**REQUEST**
Reproduce every line of the material below, but drop the pictures.

:::::

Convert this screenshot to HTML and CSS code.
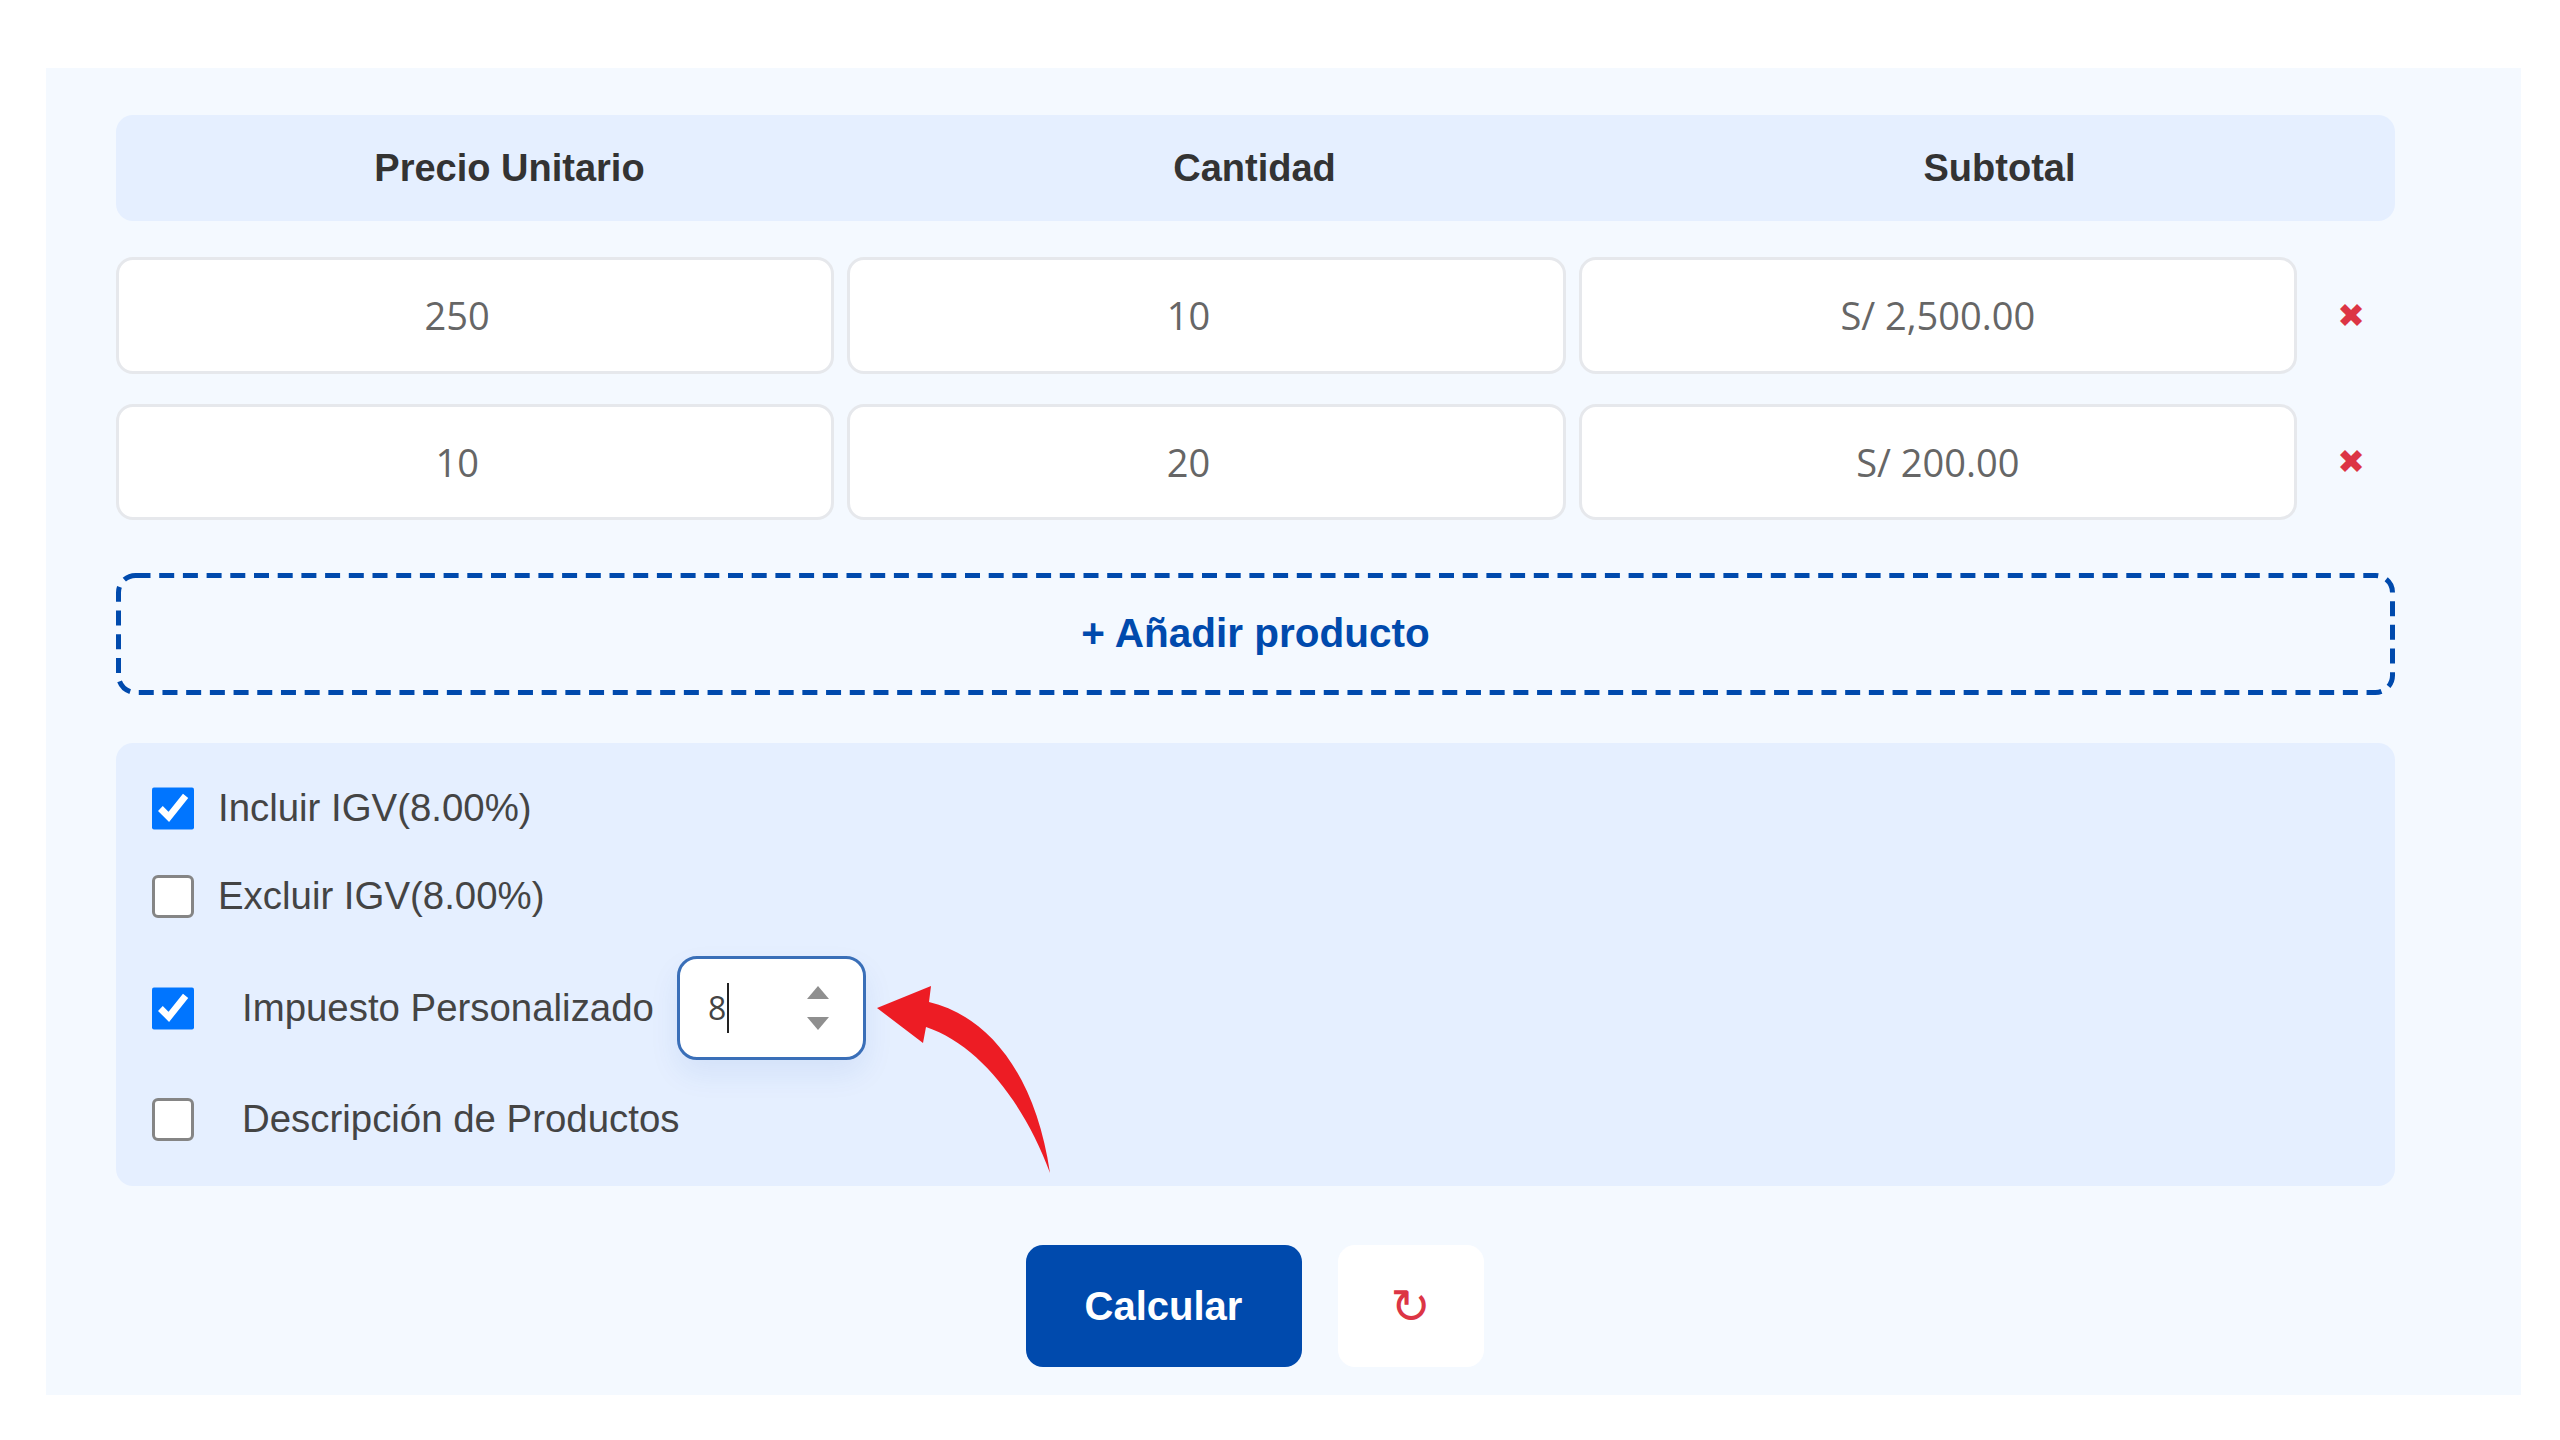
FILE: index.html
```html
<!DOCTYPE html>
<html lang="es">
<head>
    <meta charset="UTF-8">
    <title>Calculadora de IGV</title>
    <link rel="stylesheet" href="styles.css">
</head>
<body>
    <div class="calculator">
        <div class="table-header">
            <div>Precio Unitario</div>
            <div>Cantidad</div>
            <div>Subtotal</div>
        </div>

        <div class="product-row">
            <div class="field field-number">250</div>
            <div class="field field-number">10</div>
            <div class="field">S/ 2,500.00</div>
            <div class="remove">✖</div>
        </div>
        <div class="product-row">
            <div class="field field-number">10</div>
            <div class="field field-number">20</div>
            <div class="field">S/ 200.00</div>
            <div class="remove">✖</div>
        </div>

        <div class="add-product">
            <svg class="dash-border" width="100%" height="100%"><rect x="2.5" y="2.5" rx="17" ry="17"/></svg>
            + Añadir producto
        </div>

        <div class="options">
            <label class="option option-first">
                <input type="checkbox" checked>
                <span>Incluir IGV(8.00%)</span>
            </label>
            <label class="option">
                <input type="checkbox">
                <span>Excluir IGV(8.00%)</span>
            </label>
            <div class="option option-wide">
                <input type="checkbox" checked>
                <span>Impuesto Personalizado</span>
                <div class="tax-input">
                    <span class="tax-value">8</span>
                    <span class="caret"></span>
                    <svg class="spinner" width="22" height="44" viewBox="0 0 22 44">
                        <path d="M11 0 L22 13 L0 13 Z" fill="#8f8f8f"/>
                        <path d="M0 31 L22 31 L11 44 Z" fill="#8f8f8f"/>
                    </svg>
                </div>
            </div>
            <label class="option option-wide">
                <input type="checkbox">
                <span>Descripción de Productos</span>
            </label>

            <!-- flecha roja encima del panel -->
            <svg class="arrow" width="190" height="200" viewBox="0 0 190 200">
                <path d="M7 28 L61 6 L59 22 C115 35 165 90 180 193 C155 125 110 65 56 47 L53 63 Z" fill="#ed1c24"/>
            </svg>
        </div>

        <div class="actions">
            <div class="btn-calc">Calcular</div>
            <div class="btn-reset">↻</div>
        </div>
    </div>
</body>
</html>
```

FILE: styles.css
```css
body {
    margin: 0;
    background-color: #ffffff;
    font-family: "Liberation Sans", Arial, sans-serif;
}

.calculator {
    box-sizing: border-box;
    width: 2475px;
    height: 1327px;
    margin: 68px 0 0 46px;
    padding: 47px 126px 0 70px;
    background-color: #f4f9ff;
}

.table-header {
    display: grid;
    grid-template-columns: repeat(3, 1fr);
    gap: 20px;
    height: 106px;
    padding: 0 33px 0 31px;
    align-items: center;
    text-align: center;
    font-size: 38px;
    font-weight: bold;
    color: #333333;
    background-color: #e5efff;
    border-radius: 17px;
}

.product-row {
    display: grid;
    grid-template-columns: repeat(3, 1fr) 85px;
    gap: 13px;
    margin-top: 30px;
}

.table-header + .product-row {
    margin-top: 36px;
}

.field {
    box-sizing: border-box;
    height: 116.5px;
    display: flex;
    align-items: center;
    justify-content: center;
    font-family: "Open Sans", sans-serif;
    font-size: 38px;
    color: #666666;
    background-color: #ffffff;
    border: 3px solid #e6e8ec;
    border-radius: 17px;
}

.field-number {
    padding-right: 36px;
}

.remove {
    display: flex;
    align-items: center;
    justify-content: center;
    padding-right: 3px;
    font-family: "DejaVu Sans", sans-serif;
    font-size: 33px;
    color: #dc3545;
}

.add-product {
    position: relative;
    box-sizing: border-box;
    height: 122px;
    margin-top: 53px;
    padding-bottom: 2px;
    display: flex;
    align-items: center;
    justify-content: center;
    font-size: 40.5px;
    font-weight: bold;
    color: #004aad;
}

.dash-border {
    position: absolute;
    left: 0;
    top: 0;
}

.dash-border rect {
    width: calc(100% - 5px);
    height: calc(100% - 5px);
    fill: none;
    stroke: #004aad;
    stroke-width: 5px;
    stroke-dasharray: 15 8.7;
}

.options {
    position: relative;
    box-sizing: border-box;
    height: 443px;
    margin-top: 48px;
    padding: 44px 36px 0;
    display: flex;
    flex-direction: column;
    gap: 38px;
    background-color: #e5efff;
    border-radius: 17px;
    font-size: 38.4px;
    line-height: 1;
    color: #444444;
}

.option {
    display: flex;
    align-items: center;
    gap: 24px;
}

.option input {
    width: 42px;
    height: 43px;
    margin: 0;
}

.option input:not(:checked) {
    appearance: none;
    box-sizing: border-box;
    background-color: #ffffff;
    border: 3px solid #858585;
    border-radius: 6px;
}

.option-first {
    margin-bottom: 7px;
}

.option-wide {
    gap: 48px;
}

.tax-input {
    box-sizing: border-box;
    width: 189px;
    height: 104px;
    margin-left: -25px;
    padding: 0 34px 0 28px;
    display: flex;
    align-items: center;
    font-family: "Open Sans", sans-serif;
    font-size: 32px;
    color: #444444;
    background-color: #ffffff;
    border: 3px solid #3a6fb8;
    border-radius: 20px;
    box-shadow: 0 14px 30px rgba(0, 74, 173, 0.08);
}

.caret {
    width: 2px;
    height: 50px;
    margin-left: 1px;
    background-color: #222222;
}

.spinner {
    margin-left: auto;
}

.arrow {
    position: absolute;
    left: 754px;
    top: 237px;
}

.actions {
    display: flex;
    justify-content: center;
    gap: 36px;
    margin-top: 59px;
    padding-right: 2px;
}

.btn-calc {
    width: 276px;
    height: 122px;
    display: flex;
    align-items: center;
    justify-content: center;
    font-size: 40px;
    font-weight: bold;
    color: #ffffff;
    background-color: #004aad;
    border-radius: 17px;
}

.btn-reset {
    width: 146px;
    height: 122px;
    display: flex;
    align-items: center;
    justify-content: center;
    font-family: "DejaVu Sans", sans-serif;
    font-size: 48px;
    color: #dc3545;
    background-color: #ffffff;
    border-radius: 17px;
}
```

:::::

**RESPONSE TO THE EXERCISE**
Convert this screenshot to HTML and CSS code.
FILE: index.html
```html
<!DOCTYPE html>
<html lang="es">
<head>
    <meta charset="UTF-8">
    <title>Calculadora de IGV</title>
    <link rel="stylesheet" href="styles.css">
</head>
<body>
    <div class="calculator">
        <div class="table-header">
            <div>Precio Unitario</div>
            <div>Cantidad</div>
            <div>Subtotal</div>
        </div>

        <div class="product-row">
            <div class="field field-number">250</div>
            <div class="field field-number">10</div>
            <div class="field">S/ 2,500.00</div>
            <div class="remove">✖</div>
        </div>
        <div class="product-row">
            <div class="field field-number">10</div>
            <div class="field field-number">20</div>
            <div class="field">S/ 200.00</div>
            <div class="remove">✖</div>
        </div>

        <div class="add-product">
            <svg class="dash-border" width="100%" height="100%"><rect x="2.5" y="2.5" rx="17" ry="17"/></svg>
            + Añadir producto
        </div>

        <div class="options">
            <label class="option option-first">
                <input type="checkbox" checked>
                <span>Incluir IGV(8.00%)</span>
            </label>
            <label class="option">
                <input type="checkbox">
                <span>Excluir IGV(8.00%)</span>
            </label>
            <div class="option option-wide">
                <input type="checkbox" checked>
                <span>Impuesto Personalizado</span>
                <div class="tax-input">
                    <span class="tax-value">8</span>
                    <span class="caret"></span>
                    <svg class="spinner" width="22" height="44" viewBox="0 0 22 44">
                        <path d="M11 0 L22 13 L0 13 Z" fill="#8f8f8f"/>
                        <path d="M0 31 L22 31 L11 44 Z" fill="#8f8f8f"/>
                    </svg>
                </div>
            </div>
            <label class="option option-wide">
                <input type="checkbox">
                <span>Descripción de Productos</span>
            </label>

            <!-- flecha roja encima del panel -->
            <svg class="arrow" width="190" height="200" viewBox="0 0 190 200">
                <path d="M7 28 L61 6 L59 22 C115 35 165 90 180 193 C155 125 110 65 56 47 L53 63 Z" fill="#ed1c24"/>
            </svg>
        </div>

        <div class="actions">
            <div class="btn-calc">Calcular</div>
            <div class="btn-reset">↻</div>
        </div>
    </div>
</body>
</html>
```

FILE: styles.css
```css
body {
    margin: 0;
    background-color: #ffffff;
    font-family: "Liberation Sans", Arial, sans-serif;
}

.calculator {
    box-sizing: border-box;
    width: 2475px;
    height: 1327px;
    margin: 68px 0 0 46px;
    padding: 47px 126px 0 70px;
    background-color: #f4f9ff;
}

.table-header {
    display: grid;
    grid-template-columns: repeat(3, 1fr);
    gap: 20px;
    height: 106px;
    padding: 0 33px 0 31px;
    align-items: center;
    text-align: center;
    font-size: 38px;
    font-weight: bold;
    color: #333333;
    background-color: #e5efff;
    border-radius: 17px;
}

.product-row {
    display: grid;
    grid-template-columns: repeat(3, 1fr) 85px;
    gap: 13px;
    margin-top: 30px;
}

.table-header + .product-row {
    margin-top: 36px;
}

.field {
    box-sizing: border-box;
    height: 116.5px;
    display: flex;
    align-items: center;
    justify-content: center;
    font-family: "Open Sans", sans-serif;
    font-size: 38px;
    color: #666666;
    background-color: #ffffff;
    border: 3px solid #e6e8ec;
    border-radius: 17px;
}

.field-number {
    padding-right: 36px;
}

.remove {
    display: flex;
    align-items: center;
    justify-content: center;
    padding-right: 3px;
    font-family: "DejaVu Sans", sans-serif;
    font-size: 33px;
    color: #dc3545;
}

.add-product {
    position: relative;
    box-sizing: border-box;
    height: 122px;
    margin-top: 53px;
    padding-bottom: 2px;
    display: flex;
    align-items: center;
    justify-content: center;
    font-size: 40.5px;
    font-weight: bold;
    color: #004aad;
}

.dash-border {
    position: absolute;
    left: 0;
    top: 0;
}

.dash-border rect {
    width: calc(100% - 5px);
    height: calc(100% - 5px);
    fill: none;
    stroke: #004aad;
    stroke-width: 5px;
    stroke-dasharray: 15 8.7;
}

.options {
    position: relative;
    box-sizing: border-box;
    height: 443px;
    margin-top: 48px;
    padding: 44px 36px 0;
    display: flex;
    flex-direction: column;
    gap: 38px;
    background-color: #e5efff;
    border-radius: 17px;
    font-size: 38.4px;
    line-height: 1;
    color: #444444;
}

.option {
    display: flex;
    align-items: center;
    gap: 24px;
}

.option input {
    width: 42px;
    height: 43px;
    margin: 0;
}

.option input:not(:checked) {
    appearance: none;
    box-sizing: border-box;
    background-color: #ffffff;
    border: 3px solid #858585;
    border-radius: 6px;
}

.option-first {
    margin-bottom: 7px;
}

.option-wide {
    gap: 48px;
}

.tax-input {
    box-sizing: border-box;
    width: 189px;
    height: 104px;
    margin-left: -25px;
    padding: 0 34px 0 28px;
    display: flex;
    align-items: center;
    font-family: "Open Sans", sans-serif;
    font-size: 32px;
    color: #444444;
    background-color: #ffffff;
    border: 3px solid #3a6fb8;
    border-radius: 20px;
    box-shadow: 0 14px 30px rgba(0, 74, 173, 0.08);
}

.caret {
    width: 2px;
    height: 50px;
    margin-left: 1px;
    background-color: #222222;
}

.spinner {
    margin-left: auto;
}

.arrow {
    position: absolute;
    left: 754px;
    top: 237px;
}

.actions {
    display: flex;
    justify-content: center;
    gap: 36px;
    margin-top: 59px;
    padding-right: 2px;
}

.btn-calc {
    width: 276px;
    height: 122px;
    display: flex;
    align-items: center;
    justify-content: center;
    font-size: 40px;
    font-weight: bold;
    color: #ffffff;
    background-color: #004aad;
    border-radius: 17px;
}

.btn-reset {
    width: 146px;
    height: 122px;
    display: flex;
    align-items: center;
    justify-content: center;
    font-family: "DejaVu Sans", sans-serif;
    font-size: 48px;
    color: #dc3545;
    background-color: #ffffff;
    border-radius: 17px;
}
```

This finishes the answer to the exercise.